Iraq was ruled by Iran (the Parthians and then the Sasanians) during the first six centuries of Christianity, and the religion became widespread in Mesopotamia, perhaps even a majority. After Arab Muslims conquered both Iraq and Iran in the 600s AD, most of the people of both gradually converted to Islam over the next four or five centuries. But in Iraq a large Christian population survived. The 1987 census gave 1.4 million Iraqi Christians out of a then population, probably, of 19 million. By 2003 the Christians were estimated at 800,000, with over half a million having emigrated during the years of harsh US/ UN sanctions, or having not been able to afford to have children. The US military occupation of Iraq gave Christianity a bad name and Iraqi Christians were most unfairly targeted as somehow American clients. Over half of the remaining Christians were said to have left by 2008, leaving about 300,000 or so. Now it appears that the remaining 300,000 are being ethnically cleansed in the north of Iraq, where most Christians had lived.

Mosul’s fleeing Christians have largely gone to Dohuk or Irbil in Kurdistan, and Kurdish officials have urged Kurds to give them refuge. Shiite shrines and institutions in the holy cities of Najaf and Karbala have also offered to shelter the displaced Christians. Tens of thousands of Iraqi Christians had earlier gone to Syria and Lebanon, though it seems likely that they will try to get to Europe.

Christians are not the only group at risk. There are many small unorthodox Shiite communities in northern Iraq, and they are recipients of the same threats being directed against the Christians. There are also Mandaean Gnostics. In the period of the American occupation, the predecessors of IS such as al-Qaeda in Mesopotamia, had routinely target Christians and heterodox Shiites for bombings and attacks.

Likewise, women are suffering, since the radical fundamentalists want to impose a kind of house arrest (“seclusion”) on them.
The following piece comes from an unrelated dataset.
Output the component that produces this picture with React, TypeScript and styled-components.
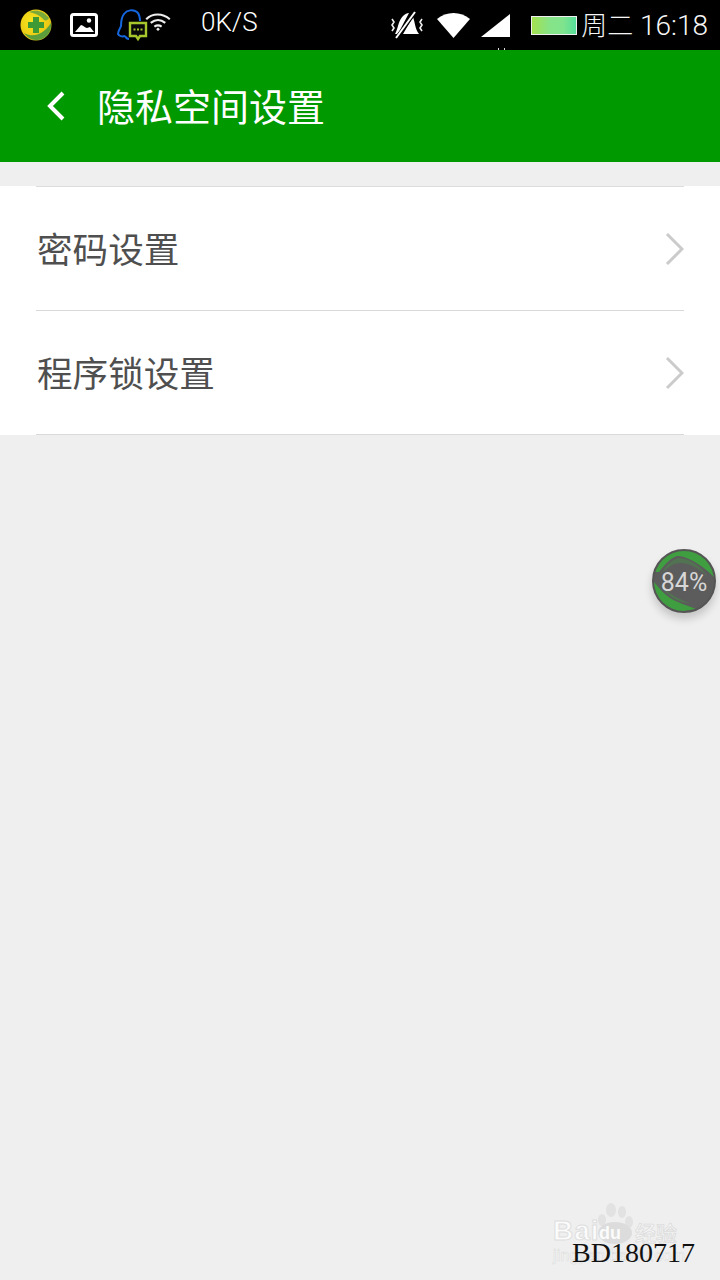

On Sunday, IS executed a woman in their stronghold of Raqqa in Syria by stoning her for alleged adultery.

new UN report says:

“[IS] and associated armed groups have also continued to … perpetrate targeted assassinations [community, political and religious leaders, government employees, education professionals, health workers, etc.], sexual assault, rape and other forms of sexual violence against women and girls, forced recruitment of children, kidnappings, executions, robberies.”


In the meantime, IS may be throwing its weight around without really controlling Mosul, where the Men of the Naqshbandi Sufi Order are allegedly reasserting themselves. IS fighters have gone south to Tikrit, now the front between the Baghdad government and IS territory. The Iraqi Army has apparently suffered humiliating checks at the hands of IS.

It seems like that IS will continue to play an out-sized role in Mosul and elsewhere until the Baghdad government and the Iraqi army get their act together.